Example: If a sample of size $n=500$ from $\mathsf{Norm}(\mu=100, \sigma=15)$ has $\bar X = 100.25$ and $\S^2 = 205.77$ then a 95% confidence interval for $\sigma^2$ is $(182.44, 233.89)$. Take square roots of endpoints to get a CI for $\sigma:\,(13.51, 15.29).$

set.seed(426)  # to get same sample
x = rnorm(500, 100, 15)
[1] 100.2498
[1] 205.7661
CI = 499*var(x)/qchisq(c(.975,.025), 499);  CI
[1] 182.4435 233.8900
sqrt(CI)
[1] 13.50716 15.29346

One advantage of this usual definition of $S^2,$ especially for normal data, is that there is a lot of distribution theory for using $S^2$ in testing hypotheses and making confidence intervals.

However, $E(S_n) < \sigma,$ where the bias decreases as $n$ increases, and is usually ignored for $n$ of moderate or large size. (Expectation is a linear operator and so does not necessarily survive nonlinear operations, such as taking square roots.)

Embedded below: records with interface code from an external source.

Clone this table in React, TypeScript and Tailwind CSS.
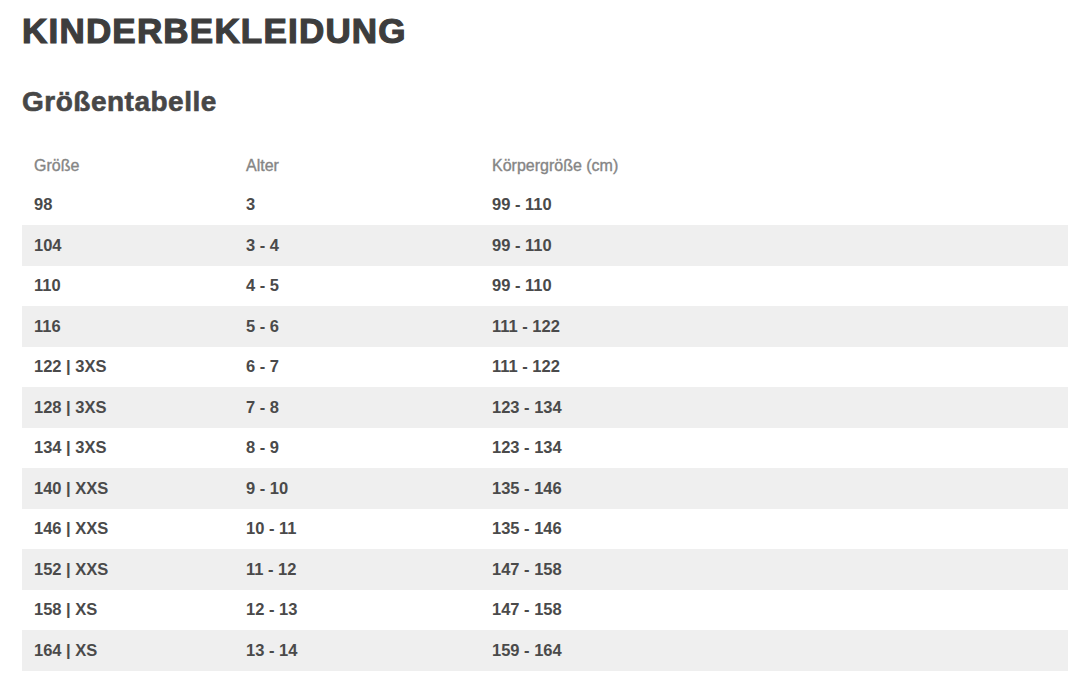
import React from "react";

type Row = { size: string; age: string; height: string };

const rows: Row[] = [
  { size: "98", age: "3", height: "99 - 110" },
  { size: "104", age: "3 - 4", height: "99 - 110" },
  { size: "110", age: "4 - 5", height: "99 - 110" },
  { size: "116", age: "5 - 6", height: "111 - 122" },
  { size: "122 | 3XS", age: "6 - 7", height: "111 - 122" },
  { size: "128 | 3XS", age: "7 - 8", height: "123 - 134" },
  { size: "134 | 3XS", age: "8 - 9", height: "123 - 134" },
  { size: "140 | XXS", age: "9 - 10", height: "135 - 146" },
  { size: "146 | XXS", age: "10 - 11", height: "135 - 146" },
  { size: "152 | XXS", age: "11 - 12", height: "147 - 158" },
  { size: "158 | XS", age: "12 - 13", height: "147 - 158" },
  { size: "164 | XS", age: "13 - 14", height: "159 - 164" },
];

export default function App() {
  return (
    <div className="min-h-screen bg-white pl-[22px] pr-[12px] pt-[13px] font-['Liberation_Sans',Arial,sans-serif]">
      <h1 className="text-[35px] leading-[36px] font-bold tracking-[1.2px] text-[#3d3d3d] [-webkit-text-stroke:1.2px_#3d3d3d]">
        KINDERBEKLEIDUNG
      </h1>
      <h2 className="mt-[39px] text-[28px] leading-[28px] font-bold tracking-[0.5px] text-[#474747] [-webkit-text-stroke:0.6px_#474747]">
        Größentabelle
      </h2>

      {/* size table */}
      <div className="mt-[28px] text-[16.5px]">
        <div className="grid h-[40.5px] grid-cols-[212px_246px_1fr] items-center px-[12px] pt-[3px] text-[16px] text-[#858585] [-webkit-text-stroke:0.35px_#858585]">
          <span>Größe</span>
          <span>Alter</span>
          <span>Körpergröße (cm)</span>
        </div>
        {rows.map((r, i) => (
          <div
            key={r.size}
            className={`grid h-[40.5px] grid-cols-[212px_246px_1fr] items-center px-[12px] font-bold text-[#4a4a4a] ${
              i % 2 === 1 ? "bg-[#efefef]" : "bg-white"
            }`}
          >
            <span>{r.size}</span>
            <span>{r.age}</span>
            <span>{r.height}</span>
          </div>
        ))}
      </div>
    </div>
  );
}
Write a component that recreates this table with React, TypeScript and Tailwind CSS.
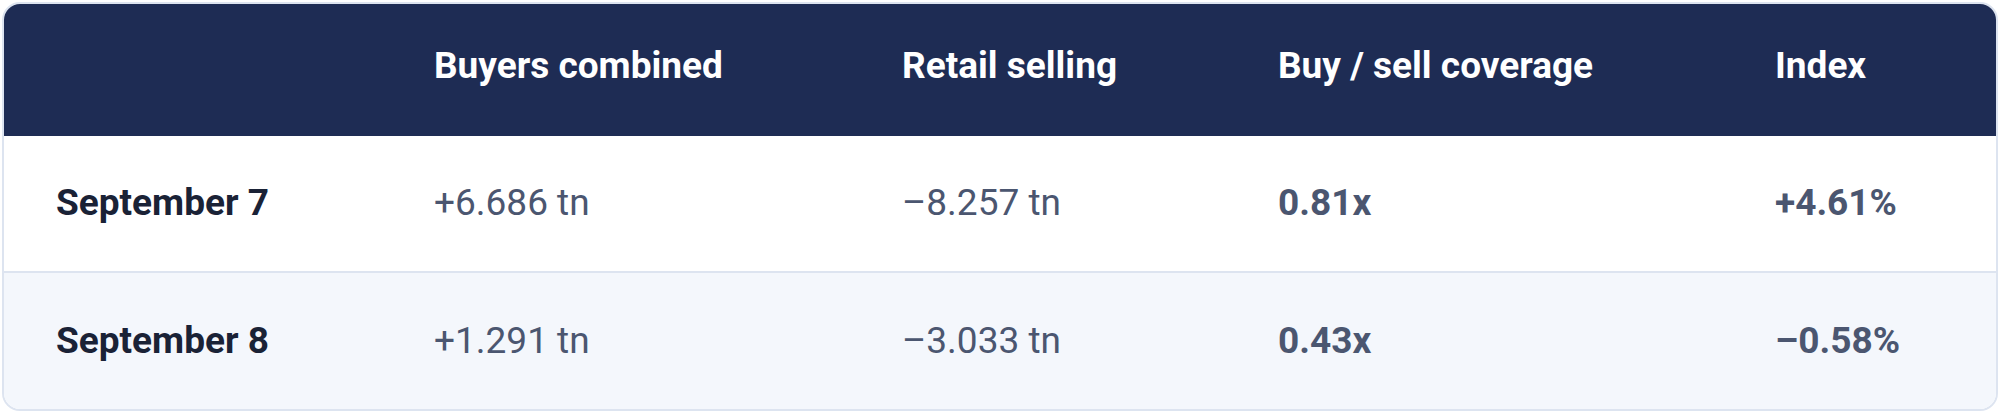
const rows = [
  { date: "September 7", buyers: "+6.686 tn", retail: "\u20138.257 tn", cover: "0.81x", index: "+4.61%" },
  { date: "September 8", buyers: "+1.291 tn", retail: "\u20133.033 tn", cover: "0.43x", index: "\u20130.58%" },
];

const cols = "grid grid-cols-[379px_468px_376px_497px_1fr]";

export default function App() {
  return (
    <div className="w-[2000px] h-[412px] bg-white p-[2px] font-['Roboto','Noto_Sans_CJK_KR',sans-serif]">
      <div className="h-[409px] overflow-hidden rounded-[18px] border-2 border-[#dde4f0]">
        <div className={`${cols} h-[134px] items-center bg-[#1e2c54] text-[37px] font-bold leading-none text-white -mx-[2px] -mt-[2px] pb-[7px]`}>
          <div />
          <div className="pl-[53px]">Buyers combined</div>
          <div className="pl-[53px]">Retail selling</div>
          <div className="pl-[53px]">Buy / sell coverage</div>
          <div className="pl-[53px]">Index</div>
        </div>
        {rows.map((r, i) => (
          <div
            key={r.date}
            className={`${cols} h-[137px] items-center text-[37px] leading-none -ml-[2px] pb-[3px] ${
              i === 0 ? "bg-white border-b-2 border-[#dde4f0]" : "bg-[#f4f7fc]"
            }`}
          >
            <div className="pl-[54px] font-bold text-[#1a2236]">{r.date}</div>
            <div className="pl-[53px] font-normal text-[#4b5670]">{r.buyers}</div>
            <div className="pl-[53px] font-normal text-[#4b5670]">{r.retail}</div>
            <div className="pl-[53px] font-bold text-[#4b5670]">{r.cover}</div>
            <div className="pl-[53px] font-bold text-[#4b5670]">{r.index}</div>
          </div>
        ))}
      </div>
    </div>
  );
}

In particular, for normal data, $E(S_n) = \sigma\sqrt{\frac{2}{n-1}}\Gamma\left(\frac{n}{2}\right)/\Gamma\left(\frac{n-1}{2}\right).$ See Wikipedia for a discussion of the gamma function $\Gamma(\cdot).$ Here is a table made using R of multipliers of $\sigma$ for $n=5, 15, 25, 50:$

n = c(5, 15, 25, 50)
coef=sqrt(2/(n-1))*gamma(n/2)/gamma((n-1)/2)
cbind(n, coef)
      n      coef
[1,]  5 0.9399856
[2,] 15 0.9823162
[3,] 25 0.9896404
[4,] 50 0.9949113

If the population mean $\mu$ is known and the population variance is to be estimated from data, then the estimate $V=\frac{1}{n}\sum_{i=1}^n (X_i - \mu)^2$ is frequently used. Then $nV/\sigma^2 \sim \mathsf{Chisq}(n).$

Especially for nonnormal data, several alternative descriptions of the variability of a sample are to use, including

  • The sample interquartile range (difference between the 75th and 25th percentiles),
  • The sample range (largest sample value minus smallest), and
  • The mean absolute deviation $\frac{1}{n}\sum_{i=1}^n |X_i - \bar X|.$ Notice that measure of variability 'gets rid of signs' without squaring.

Several other descriptions of sample variability are in use.